The ECB abandoned a long-held resistance to buying government debt early this month, helping to calm bond markets and bring down borrowing costs for heavily-indebted Greece and other financially strained euro zone members.

Irish Central Bank governor Patrick Honohan welcomed the bank's government bond purchases as an "important" new weapon in its armory and said any risks associated with the policy are being managed.

"This has been an important extension, a use of tools that haven't been used before," Mr Honohan, who is  also a member of the ECB governing council, said in an interview in his office in Dublin on May 28th. The decision "was exactly the right kind of prompt initiative" needed, he said.

The ECB's asset purchases are part of a European bid to rescue the euro after budget blowouts in Greece, Portugal, Spain and Ireland triggered a sovereign debt crisis. Not all of the central bank's 22 policy makers support the bond program.

Mr Honohan said he's "solidly behind" the decision to buy assets. "It's not in the normal course of the ECB's traditional approach to a toolbox, but it's not outside the range of the toolbox of standard central banking around the world in history," he said.

Mr Trichet defended the move as a necessary intervention. But Mr Weber, who has already gone public with his concerns, urged a tight cap on buying.

"Monetary policy has taken new paths in the wake of the crisis, I am critical of this because of the risks to policy stability," Mr Weber said in a speech prepared for delivery in Mainz.

To minimise the risk to price stability, he said the bond buying had to be targeted precisely at their goal and tightly limited in scale, although he did not give a number.

"The purchases of government bonds in the secondary market should not overshoot a tightly-capped limit," he said.

"These operations should have the character of a bridge facility until the financing facilities of the EU and special purpose vehicles take over."

Fears about the finances of some euro zone countries, notably Greece, Portugal and Spain, have driven a 15 per cent drop in the value of the euro since the start of the year.

Mr Trichet said euro zone governments need to make a "quantum leap" in improving budget oversight mechanisms to prevent recurrences of bad fiscal behaviour.

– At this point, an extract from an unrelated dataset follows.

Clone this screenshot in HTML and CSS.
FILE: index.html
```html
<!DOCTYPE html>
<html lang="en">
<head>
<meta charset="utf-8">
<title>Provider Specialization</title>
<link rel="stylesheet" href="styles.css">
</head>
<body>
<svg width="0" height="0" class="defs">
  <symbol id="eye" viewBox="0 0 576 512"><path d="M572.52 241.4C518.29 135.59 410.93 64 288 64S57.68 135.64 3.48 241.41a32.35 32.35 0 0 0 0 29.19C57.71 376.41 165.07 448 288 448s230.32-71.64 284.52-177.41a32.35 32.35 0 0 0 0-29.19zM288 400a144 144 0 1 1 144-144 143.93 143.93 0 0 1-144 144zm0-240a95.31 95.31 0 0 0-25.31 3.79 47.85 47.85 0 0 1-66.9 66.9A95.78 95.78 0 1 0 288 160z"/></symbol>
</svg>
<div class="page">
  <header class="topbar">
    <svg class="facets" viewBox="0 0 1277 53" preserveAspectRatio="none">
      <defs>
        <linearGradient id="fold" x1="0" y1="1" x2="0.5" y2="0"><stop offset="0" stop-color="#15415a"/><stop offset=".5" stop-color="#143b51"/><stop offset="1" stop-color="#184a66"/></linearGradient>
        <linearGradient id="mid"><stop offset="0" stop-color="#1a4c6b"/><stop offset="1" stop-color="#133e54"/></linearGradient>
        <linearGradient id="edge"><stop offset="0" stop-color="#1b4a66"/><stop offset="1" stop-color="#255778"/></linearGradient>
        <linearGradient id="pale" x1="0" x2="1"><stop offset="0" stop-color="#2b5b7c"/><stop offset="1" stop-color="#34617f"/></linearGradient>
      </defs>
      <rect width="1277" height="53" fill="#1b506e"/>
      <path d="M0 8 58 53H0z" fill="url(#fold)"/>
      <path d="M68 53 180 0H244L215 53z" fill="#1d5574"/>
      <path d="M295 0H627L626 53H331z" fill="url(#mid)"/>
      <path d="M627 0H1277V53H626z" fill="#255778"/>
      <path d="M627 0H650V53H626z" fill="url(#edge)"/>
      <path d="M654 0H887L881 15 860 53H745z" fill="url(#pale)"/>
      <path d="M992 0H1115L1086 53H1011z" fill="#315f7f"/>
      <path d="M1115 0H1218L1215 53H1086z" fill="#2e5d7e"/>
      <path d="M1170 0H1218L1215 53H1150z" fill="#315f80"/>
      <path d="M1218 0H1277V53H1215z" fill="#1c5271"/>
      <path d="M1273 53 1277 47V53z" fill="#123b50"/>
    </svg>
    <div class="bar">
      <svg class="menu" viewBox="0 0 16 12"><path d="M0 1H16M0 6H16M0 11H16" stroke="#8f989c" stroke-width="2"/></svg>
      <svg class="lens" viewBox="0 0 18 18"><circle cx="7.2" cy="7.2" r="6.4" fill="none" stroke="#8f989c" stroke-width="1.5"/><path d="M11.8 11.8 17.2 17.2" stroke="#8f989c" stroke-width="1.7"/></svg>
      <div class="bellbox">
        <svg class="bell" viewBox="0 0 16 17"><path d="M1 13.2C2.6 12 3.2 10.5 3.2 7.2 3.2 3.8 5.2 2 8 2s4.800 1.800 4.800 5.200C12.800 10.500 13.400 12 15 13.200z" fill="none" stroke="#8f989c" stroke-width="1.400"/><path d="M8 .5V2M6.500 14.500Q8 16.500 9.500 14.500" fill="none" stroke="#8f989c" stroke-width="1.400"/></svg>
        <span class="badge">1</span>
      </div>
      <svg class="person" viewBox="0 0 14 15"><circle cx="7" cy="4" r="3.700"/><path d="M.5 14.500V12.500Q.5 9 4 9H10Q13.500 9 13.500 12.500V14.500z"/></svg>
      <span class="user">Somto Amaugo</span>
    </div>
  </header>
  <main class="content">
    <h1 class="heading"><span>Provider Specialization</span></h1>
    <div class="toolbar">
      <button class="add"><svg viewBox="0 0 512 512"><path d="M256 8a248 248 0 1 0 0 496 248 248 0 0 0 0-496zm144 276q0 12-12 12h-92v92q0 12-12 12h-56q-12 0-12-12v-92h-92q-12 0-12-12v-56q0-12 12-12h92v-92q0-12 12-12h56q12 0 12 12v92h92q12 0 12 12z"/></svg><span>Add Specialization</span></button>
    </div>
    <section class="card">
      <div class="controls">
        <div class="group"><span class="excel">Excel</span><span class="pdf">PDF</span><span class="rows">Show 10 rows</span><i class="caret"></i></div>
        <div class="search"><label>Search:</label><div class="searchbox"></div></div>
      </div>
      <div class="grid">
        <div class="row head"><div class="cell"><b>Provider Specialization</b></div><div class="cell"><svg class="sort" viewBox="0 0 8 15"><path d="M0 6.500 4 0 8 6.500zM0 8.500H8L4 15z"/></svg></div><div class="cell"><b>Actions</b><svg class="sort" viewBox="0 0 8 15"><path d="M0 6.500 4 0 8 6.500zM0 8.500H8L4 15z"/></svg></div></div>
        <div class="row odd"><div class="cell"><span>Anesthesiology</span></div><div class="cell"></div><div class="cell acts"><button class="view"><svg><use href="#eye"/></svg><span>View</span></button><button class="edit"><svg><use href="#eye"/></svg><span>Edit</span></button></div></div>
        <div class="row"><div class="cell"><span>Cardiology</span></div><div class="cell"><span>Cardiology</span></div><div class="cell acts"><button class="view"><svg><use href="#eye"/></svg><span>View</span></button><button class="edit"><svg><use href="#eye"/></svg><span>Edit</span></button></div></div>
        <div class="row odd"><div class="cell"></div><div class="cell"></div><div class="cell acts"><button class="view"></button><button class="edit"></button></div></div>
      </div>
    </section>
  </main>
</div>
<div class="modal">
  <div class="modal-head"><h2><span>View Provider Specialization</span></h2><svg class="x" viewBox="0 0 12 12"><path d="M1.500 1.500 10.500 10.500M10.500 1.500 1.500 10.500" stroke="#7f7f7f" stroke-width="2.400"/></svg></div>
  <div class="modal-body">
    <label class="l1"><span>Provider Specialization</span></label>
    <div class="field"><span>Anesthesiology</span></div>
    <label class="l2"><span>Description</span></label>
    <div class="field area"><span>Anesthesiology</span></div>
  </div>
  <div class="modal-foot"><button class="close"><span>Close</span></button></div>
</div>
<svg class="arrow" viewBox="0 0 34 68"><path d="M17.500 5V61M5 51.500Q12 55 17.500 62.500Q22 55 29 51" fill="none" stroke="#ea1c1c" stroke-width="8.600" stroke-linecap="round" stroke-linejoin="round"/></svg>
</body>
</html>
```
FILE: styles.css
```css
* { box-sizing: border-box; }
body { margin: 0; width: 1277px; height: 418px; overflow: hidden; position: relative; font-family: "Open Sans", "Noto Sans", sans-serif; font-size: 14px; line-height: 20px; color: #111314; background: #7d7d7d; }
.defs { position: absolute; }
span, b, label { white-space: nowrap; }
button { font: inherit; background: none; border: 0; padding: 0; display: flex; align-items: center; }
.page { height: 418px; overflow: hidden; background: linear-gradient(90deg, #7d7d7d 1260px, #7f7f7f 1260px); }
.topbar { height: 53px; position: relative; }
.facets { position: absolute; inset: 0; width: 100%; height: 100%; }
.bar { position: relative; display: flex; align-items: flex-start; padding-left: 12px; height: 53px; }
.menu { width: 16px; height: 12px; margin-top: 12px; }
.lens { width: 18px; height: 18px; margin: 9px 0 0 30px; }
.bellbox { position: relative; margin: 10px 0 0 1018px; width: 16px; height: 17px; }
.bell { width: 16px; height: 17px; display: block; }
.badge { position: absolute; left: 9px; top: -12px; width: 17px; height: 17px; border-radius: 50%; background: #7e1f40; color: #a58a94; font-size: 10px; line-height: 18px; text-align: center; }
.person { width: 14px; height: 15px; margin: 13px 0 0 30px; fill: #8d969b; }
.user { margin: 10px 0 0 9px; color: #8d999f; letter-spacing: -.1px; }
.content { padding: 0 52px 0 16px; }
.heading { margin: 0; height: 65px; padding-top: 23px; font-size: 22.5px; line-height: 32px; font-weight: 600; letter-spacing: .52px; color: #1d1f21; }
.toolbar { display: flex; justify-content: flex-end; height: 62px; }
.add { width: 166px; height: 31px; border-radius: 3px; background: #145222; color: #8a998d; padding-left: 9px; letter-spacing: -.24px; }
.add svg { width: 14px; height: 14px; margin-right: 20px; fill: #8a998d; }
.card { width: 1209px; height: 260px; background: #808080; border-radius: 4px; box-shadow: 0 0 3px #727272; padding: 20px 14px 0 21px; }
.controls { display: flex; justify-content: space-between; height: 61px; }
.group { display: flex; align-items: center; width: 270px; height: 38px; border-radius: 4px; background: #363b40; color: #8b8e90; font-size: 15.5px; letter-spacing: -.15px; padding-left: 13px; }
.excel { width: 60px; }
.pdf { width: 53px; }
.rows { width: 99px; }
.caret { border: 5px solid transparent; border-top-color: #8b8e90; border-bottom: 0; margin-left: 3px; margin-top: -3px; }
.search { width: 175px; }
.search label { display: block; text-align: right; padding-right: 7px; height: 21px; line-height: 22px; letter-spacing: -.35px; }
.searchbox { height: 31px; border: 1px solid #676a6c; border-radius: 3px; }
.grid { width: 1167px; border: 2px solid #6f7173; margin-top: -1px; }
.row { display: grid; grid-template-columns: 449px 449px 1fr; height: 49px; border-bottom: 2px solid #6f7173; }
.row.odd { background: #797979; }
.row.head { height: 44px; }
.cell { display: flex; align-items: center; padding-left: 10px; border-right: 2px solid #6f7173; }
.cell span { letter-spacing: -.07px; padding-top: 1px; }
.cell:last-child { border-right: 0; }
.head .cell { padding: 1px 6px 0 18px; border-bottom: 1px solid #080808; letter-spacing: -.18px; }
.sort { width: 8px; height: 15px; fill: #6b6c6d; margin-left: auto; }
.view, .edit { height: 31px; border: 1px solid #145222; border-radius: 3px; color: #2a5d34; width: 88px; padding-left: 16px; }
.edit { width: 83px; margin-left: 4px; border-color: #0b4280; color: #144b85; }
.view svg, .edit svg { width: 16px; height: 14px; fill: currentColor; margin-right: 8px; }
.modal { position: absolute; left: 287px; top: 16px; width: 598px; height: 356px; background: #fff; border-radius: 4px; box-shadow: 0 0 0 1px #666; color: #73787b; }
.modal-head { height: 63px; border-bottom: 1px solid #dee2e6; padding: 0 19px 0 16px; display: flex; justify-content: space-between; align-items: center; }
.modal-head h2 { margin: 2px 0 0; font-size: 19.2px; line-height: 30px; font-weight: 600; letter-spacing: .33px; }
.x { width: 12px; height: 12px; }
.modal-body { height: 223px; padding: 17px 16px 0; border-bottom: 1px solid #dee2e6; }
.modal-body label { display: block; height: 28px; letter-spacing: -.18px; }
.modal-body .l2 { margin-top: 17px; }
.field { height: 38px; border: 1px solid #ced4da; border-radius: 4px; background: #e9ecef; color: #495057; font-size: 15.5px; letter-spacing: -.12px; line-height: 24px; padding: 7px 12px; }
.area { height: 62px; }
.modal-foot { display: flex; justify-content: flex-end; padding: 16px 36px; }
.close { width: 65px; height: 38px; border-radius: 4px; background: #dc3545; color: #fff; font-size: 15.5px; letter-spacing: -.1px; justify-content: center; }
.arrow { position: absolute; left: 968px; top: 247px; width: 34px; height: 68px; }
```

"These are challenging times for Europe and for the ECB," Mr Trichet told an Austrian central bank conference, warning that the ECB's bond buying would not allow countries to side step the hard task of scaling back spending and mending public finances.

Mr Trichet said the bond buying was "time-bound in nature" and was not akin to printing money - so-called 'quantitative easing'. Like Mr Weber he said it was aimed purely at getting trading in the euro zone bonds in question back up and running.

ECB money supply figures showed loans to euro zone households hit a record high although lending to firms fell to its lowest level in almost two years.

"Within the euro area, some recent data suggest a phenomenon of a recovery in growth in the second quarter of 2010 that is slightly higher than expected," Mr Trichet said. However, he recommended caution, saying future growth was not "set in stone".